JAKARTA, iNewsTangsel.id - Pelaku usaha dan petani kelapa sawit mendesak Presiden Prabowo Subianto untuk segera membentuk badan khusus guna memperbaiki tata kelola industri sawit. Selama ini, keterlibatan banyak kementerian dan lembaga dinilai menjadi penyebab tumpang tindih kebijakan, menghambat efisiensi, terutama di sektor hulu. Padahal, sawit adalah komoditas strategis dan penting bagi Indonesia.
“Banyaknya kementerian dan lembaga yang mengurus sawit justru memperumit penyelesaian masalah tata kelola, terutama di sektor hulu. Kami berharap badan khusus sawit ini menjadi lembaga independen yang bertanggung jawab langsung kepada presiden dan memiliki kewenangan penuh dalam pengelolaan sektor kelapa sawit, termasuk regulasi,” ujar Ketua Dewan Minyak Sawit Indonesia (DMSI), Sahat Sinaga, dalam diskusi bertajuk “Kupas Tuntas Tata Kelola Sawit Berkelanjutan” di Jakarta, Kamis (19/12/2024).

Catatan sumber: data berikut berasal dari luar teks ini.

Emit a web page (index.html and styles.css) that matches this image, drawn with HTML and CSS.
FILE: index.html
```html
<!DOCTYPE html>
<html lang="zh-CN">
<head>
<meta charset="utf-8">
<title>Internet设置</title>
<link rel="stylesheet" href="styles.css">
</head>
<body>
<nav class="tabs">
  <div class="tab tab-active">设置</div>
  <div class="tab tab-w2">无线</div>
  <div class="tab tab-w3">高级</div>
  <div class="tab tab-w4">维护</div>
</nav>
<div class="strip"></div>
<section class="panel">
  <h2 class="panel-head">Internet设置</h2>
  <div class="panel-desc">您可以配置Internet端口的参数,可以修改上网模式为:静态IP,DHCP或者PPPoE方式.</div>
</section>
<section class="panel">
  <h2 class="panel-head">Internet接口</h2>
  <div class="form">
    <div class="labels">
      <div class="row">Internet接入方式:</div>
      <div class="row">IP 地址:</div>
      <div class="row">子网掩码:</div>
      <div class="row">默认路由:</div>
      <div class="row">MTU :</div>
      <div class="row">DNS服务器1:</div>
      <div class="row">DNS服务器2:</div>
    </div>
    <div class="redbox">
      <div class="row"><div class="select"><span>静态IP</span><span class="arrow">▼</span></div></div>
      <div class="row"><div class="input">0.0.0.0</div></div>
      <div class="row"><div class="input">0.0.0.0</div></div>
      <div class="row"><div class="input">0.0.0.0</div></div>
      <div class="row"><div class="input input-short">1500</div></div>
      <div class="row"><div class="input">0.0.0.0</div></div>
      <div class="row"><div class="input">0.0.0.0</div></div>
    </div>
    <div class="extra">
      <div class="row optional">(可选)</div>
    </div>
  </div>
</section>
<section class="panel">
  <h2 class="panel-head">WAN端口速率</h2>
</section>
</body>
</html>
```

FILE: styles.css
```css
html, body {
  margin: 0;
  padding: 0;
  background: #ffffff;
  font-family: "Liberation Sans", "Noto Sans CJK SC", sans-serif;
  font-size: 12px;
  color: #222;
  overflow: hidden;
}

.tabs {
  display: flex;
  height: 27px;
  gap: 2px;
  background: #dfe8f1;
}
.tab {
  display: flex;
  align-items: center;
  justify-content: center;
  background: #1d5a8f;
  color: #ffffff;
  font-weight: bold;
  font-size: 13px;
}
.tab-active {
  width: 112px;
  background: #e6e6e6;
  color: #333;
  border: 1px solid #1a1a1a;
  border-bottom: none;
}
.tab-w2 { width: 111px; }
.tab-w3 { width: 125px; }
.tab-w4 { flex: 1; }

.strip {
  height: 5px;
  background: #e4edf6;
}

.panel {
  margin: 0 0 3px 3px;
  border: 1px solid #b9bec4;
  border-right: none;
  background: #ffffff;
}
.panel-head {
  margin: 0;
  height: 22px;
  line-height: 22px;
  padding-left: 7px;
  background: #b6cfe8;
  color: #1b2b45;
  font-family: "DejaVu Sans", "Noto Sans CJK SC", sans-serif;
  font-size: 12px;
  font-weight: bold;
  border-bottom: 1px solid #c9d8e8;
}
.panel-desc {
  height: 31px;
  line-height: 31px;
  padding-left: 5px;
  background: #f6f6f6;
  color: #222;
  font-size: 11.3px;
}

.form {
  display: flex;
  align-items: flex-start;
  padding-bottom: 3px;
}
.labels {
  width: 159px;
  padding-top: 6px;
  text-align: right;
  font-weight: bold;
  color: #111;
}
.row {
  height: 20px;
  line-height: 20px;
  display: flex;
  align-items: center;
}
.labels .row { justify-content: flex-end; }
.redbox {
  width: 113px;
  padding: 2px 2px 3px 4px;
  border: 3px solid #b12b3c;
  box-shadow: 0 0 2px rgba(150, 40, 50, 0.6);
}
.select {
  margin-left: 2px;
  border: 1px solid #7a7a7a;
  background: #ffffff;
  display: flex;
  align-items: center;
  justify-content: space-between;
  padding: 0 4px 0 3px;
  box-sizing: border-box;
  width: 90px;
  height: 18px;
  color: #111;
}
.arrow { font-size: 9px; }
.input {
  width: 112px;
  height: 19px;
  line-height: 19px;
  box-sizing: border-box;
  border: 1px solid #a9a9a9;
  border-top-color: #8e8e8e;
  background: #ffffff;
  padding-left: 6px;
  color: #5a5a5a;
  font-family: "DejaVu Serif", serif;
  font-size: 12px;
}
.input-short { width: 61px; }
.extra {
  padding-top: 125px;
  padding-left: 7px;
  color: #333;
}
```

Ketua Bidang Perkebunan GAPKI, R. Azis Hidayat, menambahkan bahwa pembentukan badan khusus ini telah menjadi kesepakatan di kalangan tim ahli dari tiga capres saat Pilpres 2024. Ombudsman juga telah menyarankan adanya fokus lebih besar pada pelayanan publik di sektor sawit agar lebih terarah dan efisien.
“Saat ini ada 37 kementerian dan lembaga yang terlibat dalam sektor sawit, dengan kebijakan yang sering berbeda-beda. Jika ada satu badan khusus, diplomasi dan pengelolaan sawit akan lebih terarah,” kata Azis.

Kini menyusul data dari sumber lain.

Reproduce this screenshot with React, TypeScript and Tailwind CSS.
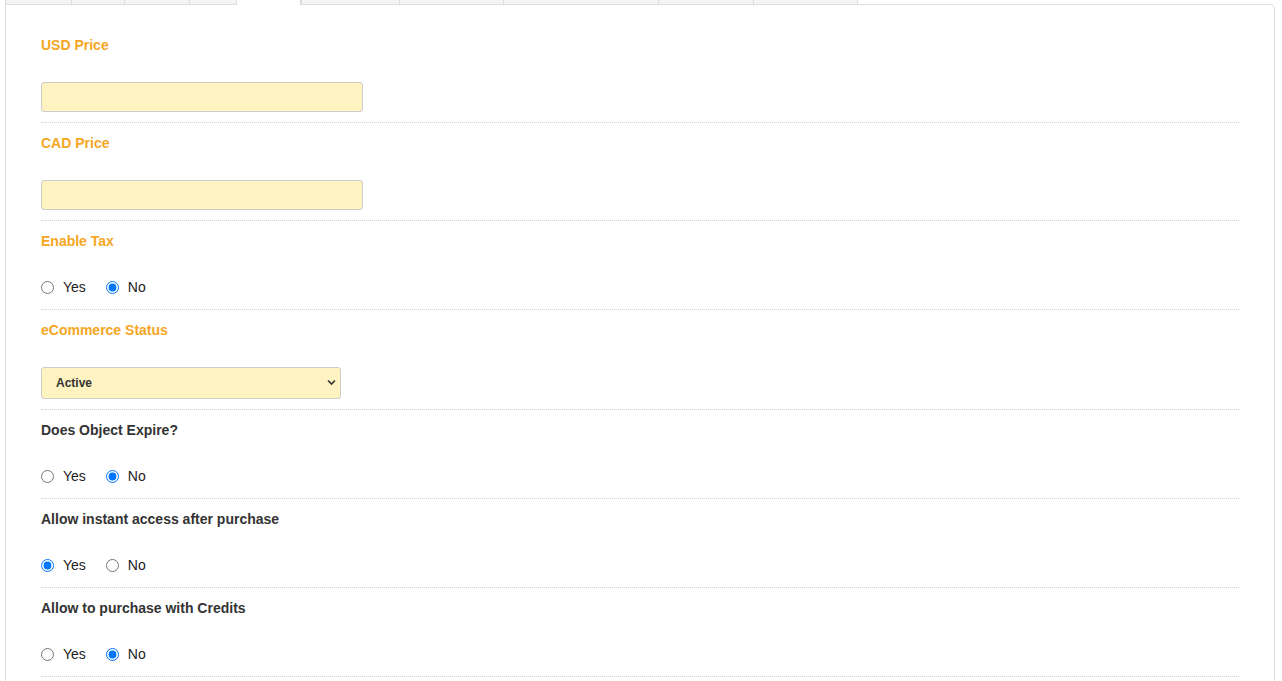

Sementara itu, Plt Direktur Jenderal Perkebunan Kementerian Pertanian (Kementan), Heru Tri Widarto, menegaskan pentingnya pengelolaan sawit yang sesuai dengan regulasi. Sosialisasi aturan, seperti yang tertuang dalam Permentan Nomor 18/2021, harus dilakukan lebih efektif agar pelaku usaha memahami kewajiban mereka.
“Kelemahan kita selama ini adalah kurangnya sosialisasi terkait kewajiban FPKM. Kami juga mulai mengevaluasi kepatuhan perusahaan terhadap aturan, terutama kewajiban memenuhi 20 persen dari kebun sendiri untuk mendukung proses pengolahan,” ujar Heru.
Heru menjelaskan, untuk mendukung keberlanjutan sektor sawit, pemerintah menargetkan pengembangan Elektronik Surat Tanda Daftar Budidaya (e-STDB) sebanyak 250 ribu data pada 2025. Program ini bertujuan memenuhi standar ekspor ke Uni Eropa.
“Karena anggaran terbatas, kami mengusulkan target e-STDB sebesar 250 ribu hektare pada 2025, sesuai proporsi ekspor ke Uni Eropa. Selain itu, tahun depan kami menargetkan program Peremajaan Sawit Rakyat (PSR) seluas 120 ribu hektare, terdiri dari 80 ribu hektare melalui jalur dinas dan 40 ribu hektare melalui kemitraan,” tambahnya.
Heru menegaskan pentingnya percepatan program PSR dan penyelesaian kendala yang sempat terjadi sebelumnya. “Tahun depan kami tetap mengusulkan target 120 ribu hektare yang akan didanai BPDPKS. Ini menjadi fokus utama kita di 2025,” tutupnya.